Another interesting example he talks about is IO-bound threads competing with CPU-bound threads, where CPU-threads are getting seemingly unfair advantage. But the same example would only get worse with coroutine implementation: since there's only one thread, CPU bound code would just block IO forever. IO-bound code would not just be slow, it would never execute.

What David illustrated is that GIL makes it harder to mix CPU- and IO-bound tasks in the same process. But coroutines are not the solution here. Solution is not to mix them.



Right so the GIL improvements which (probably?) made it into 3.2 solves thrashing but introduces latency during "negotiation" for the GIL.

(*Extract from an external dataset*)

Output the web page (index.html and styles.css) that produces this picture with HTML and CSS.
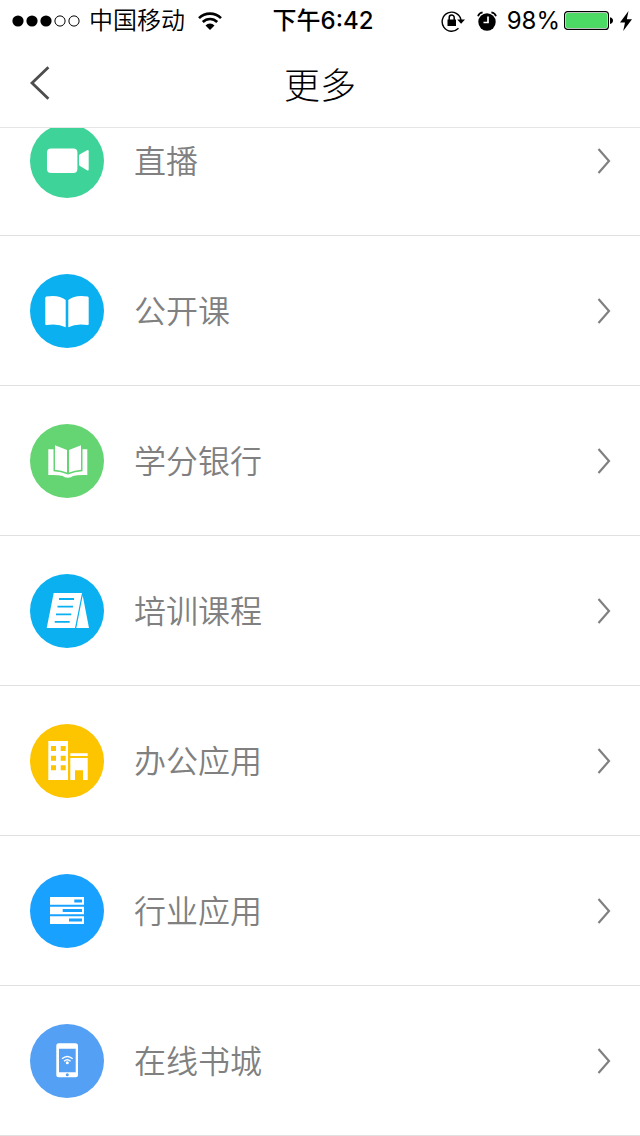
FILE: index.html
```
<!DOCTYPE html>
<html lang="zh-CN">
<head>
	<meta charset="utf-8">
	<meta name="viewport" content="width=device-width, initial-scale=1">
	<title>更多</title>
	<link rel="stylesheet" href="styles.css">
</head>
<body>
	<header class="header">
		<div class="status">
			<div class="status-left">
				<svg class="signal" viewBox="0 0 70 12">
					<circle cx="6" cy="6" r="5.6"/>
					<circle cx="20" cy="6" r="5.6"/>
					<circle cx="34" cy="6" r="5.6"/>
					<circle class="off" cx="48" cy="6" r="5.1"/>
					<circle class="off" cx="62" cy="6" r="5.1"/>
				</svg>
				<span class="carrier">中国移动</span>
				<svg class="wifi" viewBox="0 0 24 18">
					<path d="M1 6.2a15.6 15.6 0 0 1 22 0M4.8 10a10.2 10.2 0 0 1 14.4 0" fill="none" stroke="#000" stroke-width="2.6"/>
					<path d="M12 18l-4.5-4.6a6.4 6.4 0 0 1 9 0z"/>
				</svg>
			</div>
			<span class="time">下午6:42</span>
			<div class="status-right">
				<svg class="lock" viewBox="0 0 24 22">
					<path d="M17.5 18.3A9.5 9.5 0 1 1 20 10" fill="none" stroke="#000" stroke-width="1.4"/>
					<path d="M16.2 9.5h7.8l-3.9 4.3z"/>
					<path d="M6.5 9.5h8.5v6.5h-8.5z"/>
					<path d="M8.2 10V7.5a2.5 2.5 0 0 1 5 0V10" fill="none" stroke="#000" stroke-width="1.5"/>
				</svg>
				<svg class="alarm" viewBox="0 0 20 20">
					<circle cx="10" cy="11" r="8.7"/>
					<path d="M1 5.2Q2 2 5.6 1.4M19 5.2Q18 2 14.4 1.4" fill="none" stroke="#000" stroke-width="1.7"/>
					<path d="M11 5.5v6H6.5" fill="none" stroke="#fff" stroke-width="1.7"/>
				</svg>
				<span>98%</span>
				<svg class="battery" viewBox="0 0 50 20">
					<rect x=".6" y=".6" width="43.8" height="17.8" rx="3" fill="none" stroke="#000" stroke-width="1.2"/>
					<rect x="2" y="2" width="41" height="15" rx="1.5" fill="#4cd964"/>
					<path d="M46 6.2q3 .6 3 3.4t-3 3.4z"/>
				</svg>
				<svg class="bolt" viewBox="0 0 12 20">
					<path d="M8.5 0L0 11.5h5L3.2 20 12 8.2H6.8z"/>
				</svg>
			</div>
		</div>
		<nav class="nav">
			<button class="back" aria-label="返回">
				<svg viewBox="0 0 20 34"><path d="M18.4 1.2L2 17l16.4 15.8"/></svg>
			</button>
			<h1>更多</h1>
		</nav>
	</header>

	<main class="content">
		<ul class="list">
			<li>
				<a class="row" href="#live">
					<svg class="icon green" viewBox="0 0 74 74">
						<rect x="17" y="24.5" width="30.4" height="24.5" rx="4"/>
						<path d="M49 32q0-1 1-1.7l7-4q1.7-.8 1.7.8v18.3q0 1.6-1.7.8l-7-4.2q-1-.7-1-1.7z"/>
					</svg>
					<span class="label">直播</span>
					<svg class="arrow" viewBox="0 0 14 26"><path d="M1.5 1L12 13 1.5 25"/></svg>
				</a>
			</li>
			<li>
				<a class="row" href="#open">
					<svg class="icon sky" viewBox="0 0 74 74">
						<path d="M15.3 23.8q0-1 1-1.2 12-2.4 19.4 3.4v27.3q-8-4-19.2-2.2-1.2.2-1.2-1z"/>
						<path d="M58.7 23.8q0-1-1-1.2-12-2.4-19.4 3.4v27.3q8-4 19.2-2.2 1.2.2 1.2-1z"/>
					</svg>
					<span class="label">公开课</span>
					<svg class="arrow" viewBox="0 0 14 26"><path d="M1.5 1L12 13 1.5 25"/></svg>
				</a>
			</li>
			<li>
				<a class="row" href="#credit">
					<svg class="icon lime" viewBox="0 0 74 74">
						<path d="M18.3 25.3h5.2v21.9q7.500.3 14.500 3.200 7-2.900 14.500-3.200V25.300h4.800V51q-9.300-.5-14.300 1-1.500 1.700-5.200 1.700T32.700 52q-5-1.500-14.400-1z"/>
						<path d="M25 21.300L37 26v22.600q-5.500-2.300-12-2.800zM51 21.300L39 26v22.600q5.500-2.300 12-2.800z"/>
					</svg>
					<span class="label">学分银行</span>
					<svg class="arrow" viewBox="0 0 14 26"><path d="M1.5 1L12 13 1.5 25"/></svg>
				</a>
			</li>
			<li>
				<a class="row" href="#training">
					<svg class="icon sky" viewBox="0 0 74 74">
						<path d="M23.700 19H52l-7 35H16.700zM52.700 21.500L59 54H46.300z"/>
						<path class="line" d="M29 25h15M27.500 32.700H43M26 40.300h15.300M24.700 47.800h15"/>
					</svg>
					<span class="label">培训课程</span>
					<svg class="arrow" viewBox="0 0 14 26"><path d="M1.5 1L12 13 1.5 25"/></svg>
				</a>
			</li>
			<li>
				<a class="row" href="#office">
					<svg class="icon yellow" viewBox="0 0 74 74">
						<path d="M18.300 17H38v39H18.300zM40.300 29.300h17.400V32H40.300zM40.300 34h17.400v22H53v-9.700h-8V56h-4.700z"/>
						<path class="hole" d="M21 22h5v5h-5zM30.700 22h5v5h-5zM21 31.700h5v5h-5zM30.700 31.700h5v5h-5zM21 41.300h5v5h-5zM30.700 41.300h5v5h-5z"/>
					</svg>
					<span class="label">办公应用</span>
					<svg class="arrow" viewBox="0 0 14 26"><path d="M1.5 1L12 13 1.5 25"/></svg>
				</a>
			</li>
			<li>
				<a class="row" href="#industry">
					<svg class="icon blue" viewBox="0 0 74 74">
						<path d="M20 23h34v7.700H20zM20 32.700h34v7.600H20zM20 42.200h34V50H20z"/>
						<path class="hole" d="M44.300 25.500H52v3h-7.700zM32.700 35H52v3H32.700zM39 44.500h13v3H39z"/>
					</svg>
					<span class="label">行业应用</span>
					<svg class="arrow" viewBox="0 0 14 26"><path d="M1.5 1L12 13 1.5 25"/></svg>
				</a>
			</li>
			<li>
				<a class="row" href="#books">
					<svg class="icon soft" viewBox="0 0 74 74">
						<rect x="26.300" y="19.200" width="21.700" height="34" rx="2.500"/>
						<path class="hole" d="M29 24.700h16.700v23.600H29z"/>
						<circle class="hole" cx="37.300" cy="50.700" r="1.500"/>
						<path class="wave" d="M32 34.800q5.300-4.600 10.600 0M34 37.200q3.300-2.800 6.600 0"/>
						<circle cx="37.300" cy="38.800" r="1.500"/>
					</svg>
					<span class="label">在线书城</span>
					<svg class="arrow" viewBox="0 0 14 26"><path d="M1.5 1L12 13 1.5 25"/></svg>
				</a>
			</li>
		</ul>
	</main>
</body>
</html>
```
FILE: styles.css
```
* {
	box-sizing: border-box;
}

body {
	margin: 0;
	height: 100vh;
	display: flex;
	flex-direction: column;
	background: #fff;
	color: #000;
	font-family: Inter, "Noto Sans CJK SC", sans-serif;
	overflow: hidden;
}

.header {
	flex: none;
	border-bottom: 1px solid #e5e5e5;
}

/* status bar */
.status {
	display: grid;
	grid-template-columns: 1fr auto 1fr;
	align-items: center;
	height: 41px;
	padding: 0 8px 0 12px;
	font-size: 24px;
	line-height: 40px;
}

.status-left,
.status-right {
	display: flex;
	align-items: center;
}

.status-left {
	gap: 7px;
}

.status-right {
	justify-content: flex-end;
	gap: 4px;
}

.carrier {
	font-weight: 350;
}

.time {
	padding-left: 2px;
	font-weight: 500;
}

.signal {
	width: 70px;
	height: 12px;
}

.off {
	fill: none;
	stroke: #000;
}

.wifi {
	width: 24px;
	height: 18px;
	margin-left: 6px;
}

.lock {
	width: 24px;
	height: 22px;
}

.alarm {
	width: 20px;
	height: 20px;
	margin: 0 6px 0 8px;
}

.battery {
	width: 50px;
	height: 20px;
}

.bolt {
	width: 12px;
	height: 20px;
	margin-left: 2px;
}

/* title bar */
.nav {
	display: grid;
	grid-template-columns: 1fr auto 1fr;
	align-items: center;
	height: 86px;
	padding: 0 30px 3px;
}

.nav h1 {
	margin: 0;
	font-size: 36px;
	font-weight: 300;
}

.back {
	justify-self: start;
	padding: 0;
	border: 0;
	background: none;
	cursor: pointer;
}

.back svg {
	display: block;
	width: 20px;
	height: 34px;
	fill: none;
	stroke: #4d4d4d;
	stroke-width: 2.8;
}

/* the list is scrolled a little, its first row runs under the header */
.content {
	flex: 1;
	min-height: 0;
	overflow: hidden;
}

.list {
	list-style: none;
	margin: -42px 0 0;
	padding: 0;
}

.row {
	display: flex;
	align-items: center;
	padding: 38px 29px 37px 30px;
	border-bottom: 1px solid #e0e0e0;
	color: #808080;
	text-decoration: none;
}

.label {
	flex: 1;
	padding-top: 2px;
	margin-left: 30px;
	font-size: 32px;
	font-weight: 350;
	line-height: 48px;
}

.arrow {
	width: 14px;
	height: 26px;
	fill: none;
	stroke: #808080;
	stroke-width: 2.2;
}

.icon {
	width: 74px;
	height: 74px;
	border-radius: 50%;
	background: currentColor;
	fill: #fff;
}

.hole {
	fill: currentColor;
}

.line {
	fill: none;
	stroke: currentColor;
	stroke-width: 1.8;
}

.wave {
	fill: none;
	stroke: #fff;
	stroke-width: 1.4;
}

.green {
	color: #3dd399;
}

.sky {
	color: #0ab0f0;
}

.lime {
	color: #65d472;
}

.yellow {
	color: #fdc400;
}

.blue {
	color: #18a1ff;
}

.soft {
	color: #54a0f4;
}
```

> What David illustrated is that GIL makes it harder to mix CPU- and IO-bound tasks in the same process. But coroutines are not the solution here. Solution is not to mix them.

Which I believe is my point and why I forwarded the personal notion that there really is only two acceptable concurrency models in Python. Coroutines solve cooperative scheduling for things that can be cooperatively scheduled. Threads _could_, but in Python specifically threads are strictly inferior as they have additional overhead by nature. In slightly different phrasing, Threads can be nearly or even acceptably equivalent to coroutines in performance, but they will never be better so long as Python has a GIL.

For everything else there is Multiprocessing (for example segmenting CPU processing from IO over separate processes).


> threads are strictly inferior as they have additional overhead by nature

In terms of performance, sure. But performance is rarely your only priority. A lot of the times you already have existing code that can be switched to threads with 2 lines of code. Instead, folks choose to rewrite the whole app in asyncio/nodejs because threads aren't sexy. Hey, I've done it.

But today I'd rather have inferior working app in one day, than a completely rewritten app in a few weeks, with a mental model that half engineers don't understand and don't have experience with. Maybe in a few years you will be forced to rewrite it in asyncio. And that would be the right time to do it: when it's a business demand, not when few perfectionists are annoyed.


Very salient point.

Having used both threading and various coroutine libraries (gevent prior to asyncio and asyncio more recently), I find coroutines easier to work with in modern versions of Python. So I don't find them superior strictly on performance; I also consider them more productive due to ease of use.

But I wouldn't disagree with someone choosing to use threads because they find them easier to grok than asyncio.